If 12.0.5 had launched with one messy issue, Blizzard could have patched around it, posted a blue reply, and moved on. But the patch came out swinging with a wider spread of problems than that. Housing was disabled in affected regions because of a critical bug. Bonus rolls were handing out duplicate loot from a system that was specifically supposed to avoid that. Decor Duel needed fixes for reward tracking, AFK detection, and even player-revealing interactions that clearly were not meant to work that way.

Any one of those by itself is manageable. Stack them together, and the whole patch starts giving off that familiar “please let somebody else test this first” energy.

The rough part is that some of these bugs hit headline features directly

That is why the mood around this launch has turned sharper than usual.

Housing is not some obscure corner feature Blizzard could quietly repair without most players noticing. It is one of the patch’s more player-friendly lifestyle hooks, and it launched badly enough that Blizzard had to disable it outright before bringing it back online. We already covered that in our look at how WoW Housing had a rough 12.0.5 launch but recovered quickly.

Bonus rolls were even worse from a trust perspective. When players spend a finite resource on a loot-protection system and get duplicates anyway, the problem is not just technical. It makes the whole system feel unsafe. Blizzard has now fixed that issue, which we broke down in our piece on bonus rolls being safe to use again, but the fact that it happened at all did real damage to player confidence.

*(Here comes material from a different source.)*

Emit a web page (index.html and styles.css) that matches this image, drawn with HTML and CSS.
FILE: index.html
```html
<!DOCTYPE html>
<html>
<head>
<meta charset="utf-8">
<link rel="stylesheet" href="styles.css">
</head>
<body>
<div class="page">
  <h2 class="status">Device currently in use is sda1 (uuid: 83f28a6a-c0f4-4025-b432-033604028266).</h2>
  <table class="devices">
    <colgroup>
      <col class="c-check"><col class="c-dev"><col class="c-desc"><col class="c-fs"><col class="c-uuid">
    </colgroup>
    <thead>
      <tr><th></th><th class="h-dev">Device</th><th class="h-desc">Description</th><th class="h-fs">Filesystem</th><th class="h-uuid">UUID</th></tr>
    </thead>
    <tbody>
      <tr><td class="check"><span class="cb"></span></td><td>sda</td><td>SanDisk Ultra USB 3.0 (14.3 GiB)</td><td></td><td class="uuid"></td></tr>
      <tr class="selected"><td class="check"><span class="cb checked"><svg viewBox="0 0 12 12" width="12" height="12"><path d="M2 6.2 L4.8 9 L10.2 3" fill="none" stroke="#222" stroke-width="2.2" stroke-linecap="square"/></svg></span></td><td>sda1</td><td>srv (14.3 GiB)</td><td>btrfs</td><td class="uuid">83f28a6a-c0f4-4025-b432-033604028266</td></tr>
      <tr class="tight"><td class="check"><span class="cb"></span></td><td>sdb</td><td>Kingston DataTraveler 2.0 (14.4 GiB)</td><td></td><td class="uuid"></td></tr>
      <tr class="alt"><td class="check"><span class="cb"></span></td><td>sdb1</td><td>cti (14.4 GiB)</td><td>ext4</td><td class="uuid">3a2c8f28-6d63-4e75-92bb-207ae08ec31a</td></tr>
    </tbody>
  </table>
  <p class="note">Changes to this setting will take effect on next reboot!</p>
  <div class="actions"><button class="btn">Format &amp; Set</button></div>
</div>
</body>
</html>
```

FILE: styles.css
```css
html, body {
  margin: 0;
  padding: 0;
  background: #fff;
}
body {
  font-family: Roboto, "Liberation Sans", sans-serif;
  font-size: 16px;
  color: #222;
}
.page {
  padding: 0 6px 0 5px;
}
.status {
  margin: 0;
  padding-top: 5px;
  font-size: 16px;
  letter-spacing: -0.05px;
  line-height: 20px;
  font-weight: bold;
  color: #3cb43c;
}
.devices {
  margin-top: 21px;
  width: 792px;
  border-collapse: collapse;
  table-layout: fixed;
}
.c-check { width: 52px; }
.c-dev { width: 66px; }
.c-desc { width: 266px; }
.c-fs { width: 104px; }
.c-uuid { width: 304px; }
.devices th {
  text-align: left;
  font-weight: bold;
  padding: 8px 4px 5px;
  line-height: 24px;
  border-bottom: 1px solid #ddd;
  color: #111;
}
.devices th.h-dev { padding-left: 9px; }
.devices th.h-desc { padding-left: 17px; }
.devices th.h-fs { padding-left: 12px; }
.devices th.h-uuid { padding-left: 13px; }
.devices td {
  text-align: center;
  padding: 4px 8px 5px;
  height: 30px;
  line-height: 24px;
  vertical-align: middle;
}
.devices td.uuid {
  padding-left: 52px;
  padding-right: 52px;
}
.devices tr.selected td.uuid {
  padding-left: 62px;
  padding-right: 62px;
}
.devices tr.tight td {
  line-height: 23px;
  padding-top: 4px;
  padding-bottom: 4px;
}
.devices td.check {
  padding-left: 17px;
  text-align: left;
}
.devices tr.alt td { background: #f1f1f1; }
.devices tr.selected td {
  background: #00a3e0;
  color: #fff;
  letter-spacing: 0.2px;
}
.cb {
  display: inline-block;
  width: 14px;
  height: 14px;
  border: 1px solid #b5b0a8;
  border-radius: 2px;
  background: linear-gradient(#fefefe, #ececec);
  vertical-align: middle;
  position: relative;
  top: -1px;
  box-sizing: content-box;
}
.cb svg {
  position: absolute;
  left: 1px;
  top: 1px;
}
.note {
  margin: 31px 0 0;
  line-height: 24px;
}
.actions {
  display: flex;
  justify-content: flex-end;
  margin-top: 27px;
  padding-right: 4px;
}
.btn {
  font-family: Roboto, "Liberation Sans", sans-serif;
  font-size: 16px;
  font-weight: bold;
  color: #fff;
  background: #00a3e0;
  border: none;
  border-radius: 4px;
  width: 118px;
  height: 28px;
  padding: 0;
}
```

Blizzard is fixing things, but that is not the same as controlling the narrative

To Blizzard’s credit, this has not been a silent train wreck.

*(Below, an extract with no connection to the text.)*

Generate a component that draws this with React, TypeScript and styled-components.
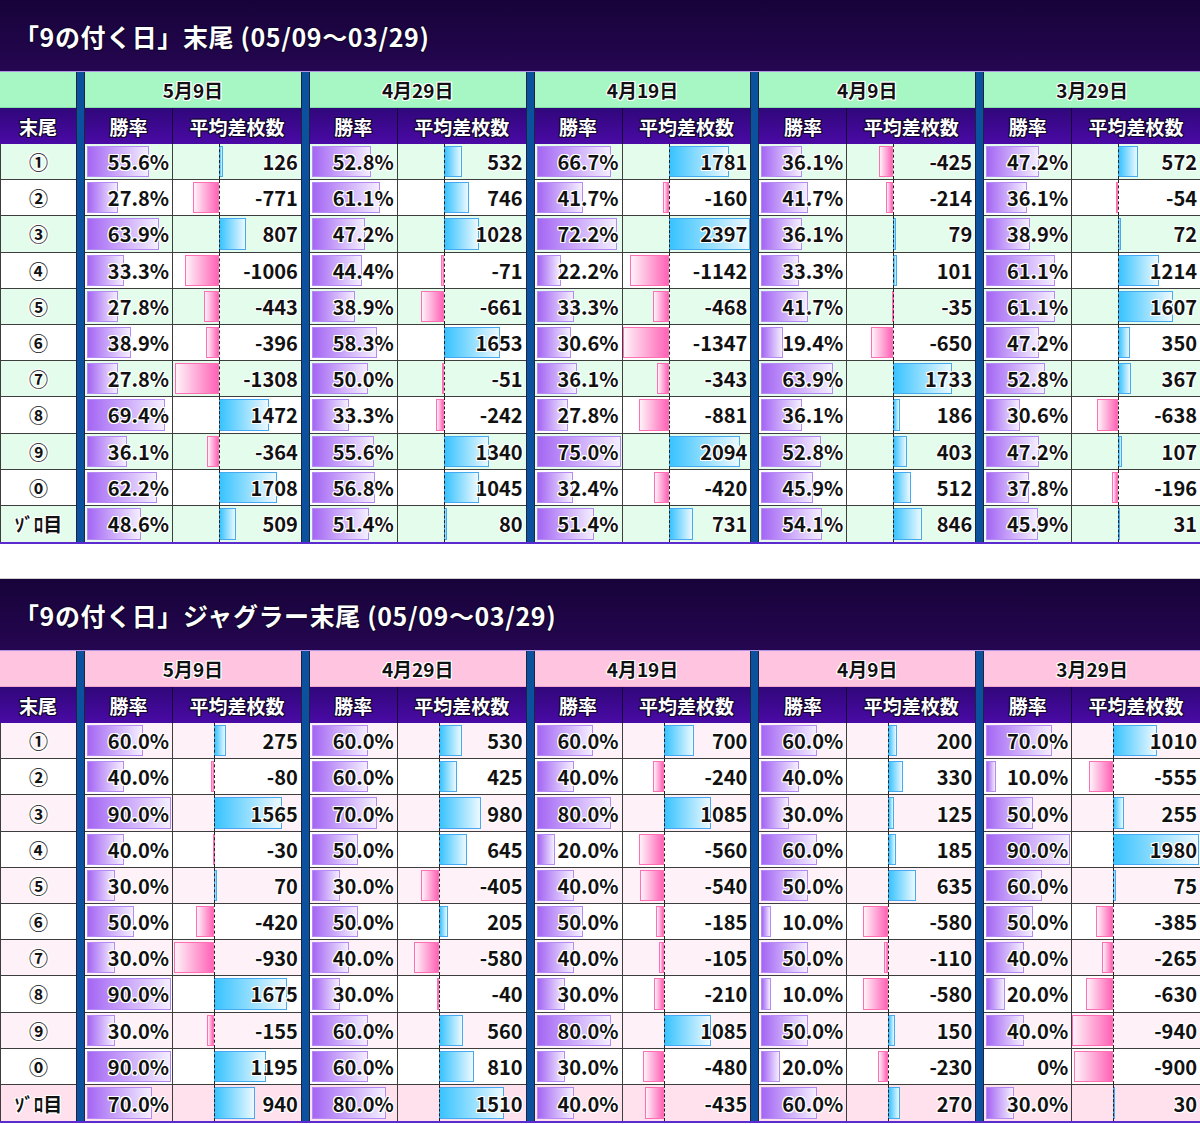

The company has been pushing fixes out. Housing came back. Bonus rolls were corrected. Decor Duel got hotfixes to stop incorrectly flagging players as AFK, restore intended rewards, and prevent humanoid tracking from breaking the mode. That all matters. A lot.

But there is a difference between fixing bugs and winning back the tone of a patch week. Once players start swapping bug lists faster than feature recommendations, the launch conversation changes. It becomes less about what Blizzard added and more about whether Blizzard shipped too much at once without enough polish around the edges.

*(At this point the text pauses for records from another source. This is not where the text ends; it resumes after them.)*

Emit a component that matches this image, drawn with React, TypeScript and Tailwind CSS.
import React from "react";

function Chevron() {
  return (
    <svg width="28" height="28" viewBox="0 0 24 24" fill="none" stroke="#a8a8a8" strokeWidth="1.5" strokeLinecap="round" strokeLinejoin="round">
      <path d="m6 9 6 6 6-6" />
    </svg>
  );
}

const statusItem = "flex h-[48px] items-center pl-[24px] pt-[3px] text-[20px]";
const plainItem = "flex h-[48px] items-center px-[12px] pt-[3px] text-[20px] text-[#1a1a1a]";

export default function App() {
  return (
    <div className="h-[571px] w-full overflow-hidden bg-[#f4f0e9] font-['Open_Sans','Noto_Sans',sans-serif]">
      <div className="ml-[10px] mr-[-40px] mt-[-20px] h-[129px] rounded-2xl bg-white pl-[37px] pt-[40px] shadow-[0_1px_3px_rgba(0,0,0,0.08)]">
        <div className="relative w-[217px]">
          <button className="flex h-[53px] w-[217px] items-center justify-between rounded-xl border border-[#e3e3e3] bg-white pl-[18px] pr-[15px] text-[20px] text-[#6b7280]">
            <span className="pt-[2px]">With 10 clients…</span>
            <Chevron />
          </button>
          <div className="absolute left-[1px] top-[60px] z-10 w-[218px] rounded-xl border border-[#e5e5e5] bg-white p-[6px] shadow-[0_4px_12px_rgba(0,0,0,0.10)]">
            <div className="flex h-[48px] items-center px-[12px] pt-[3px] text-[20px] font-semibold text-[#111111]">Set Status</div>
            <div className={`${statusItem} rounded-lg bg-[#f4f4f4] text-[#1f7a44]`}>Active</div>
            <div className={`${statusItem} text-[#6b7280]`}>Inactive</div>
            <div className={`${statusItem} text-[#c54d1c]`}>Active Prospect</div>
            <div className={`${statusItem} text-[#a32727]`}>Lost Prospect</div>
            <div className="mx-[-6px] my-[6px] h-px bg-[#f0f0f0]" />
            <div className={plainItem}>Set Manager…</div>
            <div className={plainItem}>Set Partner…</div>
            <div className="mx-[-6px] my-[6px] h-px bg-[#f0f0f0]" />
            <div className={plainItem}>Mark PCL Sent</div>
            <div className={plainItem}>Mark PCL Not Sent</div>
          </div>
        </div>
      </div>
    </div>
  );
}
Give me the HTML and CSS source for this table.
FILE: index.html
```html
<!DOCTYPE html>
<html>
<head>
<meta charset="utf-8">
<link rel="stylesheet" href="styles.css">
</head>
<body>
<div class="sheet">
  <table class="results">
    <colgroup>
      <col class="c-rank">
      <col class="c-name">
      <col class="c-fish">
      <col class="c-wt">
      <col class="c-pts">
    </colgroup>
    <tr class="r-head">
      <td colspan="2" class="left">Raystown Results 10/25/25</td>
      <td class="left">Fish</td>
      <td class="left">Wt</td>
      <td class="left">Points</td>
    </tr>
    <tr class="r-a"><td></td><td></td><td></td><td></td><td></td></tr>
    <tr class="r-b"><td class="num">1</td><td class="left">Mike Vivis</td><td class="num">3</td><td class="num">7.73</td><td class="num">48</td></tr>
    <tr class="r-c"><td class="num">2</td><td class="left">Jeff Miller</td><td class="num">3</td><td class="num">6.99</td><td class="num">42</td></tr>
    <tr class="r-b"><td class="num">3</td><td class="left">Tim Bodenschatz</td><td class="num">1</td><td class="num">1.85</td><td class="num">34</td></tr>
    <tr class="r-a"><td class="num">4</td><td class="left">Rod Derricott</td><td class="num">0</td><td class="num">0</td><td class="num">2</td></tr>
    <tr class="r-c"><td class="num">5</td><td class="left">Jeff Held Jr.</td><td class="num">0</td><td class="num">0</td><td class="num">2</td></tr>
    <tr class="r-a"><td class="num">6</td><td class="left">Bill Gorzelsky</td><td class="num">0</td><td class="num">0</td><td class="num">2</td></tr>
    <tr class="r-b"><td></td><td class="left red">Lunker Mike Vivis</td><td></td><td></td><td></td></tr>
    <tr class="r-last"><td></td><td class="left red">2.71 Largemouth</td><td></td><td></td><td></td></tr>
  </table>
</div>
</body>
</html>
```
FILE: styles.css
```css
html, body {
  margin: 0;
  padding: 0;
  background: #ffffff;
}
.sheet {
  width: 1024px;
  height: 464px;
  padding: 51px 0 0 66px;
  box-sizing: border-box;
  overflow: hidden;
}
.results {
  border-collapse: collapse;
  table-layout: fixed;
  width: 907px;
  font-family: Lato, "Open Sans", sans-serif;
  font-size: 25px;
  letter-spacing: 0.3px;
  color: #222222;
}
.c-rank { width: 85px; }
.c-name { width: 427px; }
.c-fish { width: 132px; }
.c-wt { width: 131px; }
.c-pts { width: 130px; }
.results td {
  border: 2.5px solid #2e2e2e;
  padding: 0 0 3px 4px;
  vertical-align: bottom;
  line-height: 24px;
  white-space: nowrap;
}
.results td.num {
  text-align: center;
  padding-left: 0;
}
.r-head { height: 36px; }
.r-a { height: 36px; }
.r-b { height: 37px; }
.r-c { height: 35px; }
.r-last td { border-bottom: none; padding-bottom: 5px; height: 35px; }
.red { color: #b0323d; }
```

That is the real editorial question now

Not whether 12.0.5 has good ideas. It clearly does.

Void Assaults look useful. Abyss Anglers has personality. The profession tweaks are practical. Parts of this patch absolutely work. The problem is that strong features do not get much room to breathe when the launch rhythm keeps getting interrupted by fixes, disables, workarounds, and players nervously hovering over new systems like they might explode.

And yes, that is where the broader community frustration starts making sense. When players say the faster patch cadence may be colliding with quality control, that is not some wild anti-Blizzard tantrum. At this point, it is a pretty understandable read of the week.

The real takeaway

Patch 12.0.5 is not being buried because it lacks content.

It is getting buried because too many of its early talking points have been bug-related instead of feature-related. Blizzard is clearly working through the issues, and that is better than leaving the whole thing to rot. But the longer the patch’s best-known stories are housing outages, broken bonus rolls, and hotfix clean-up, the harder it gets for the actual update to feel like a clean win.

12.0.5 may still settle into a good patch.

Right now, though, it feels like Blizzard is spending patch week proving the thing works instead of enjoying the fact that it shipped.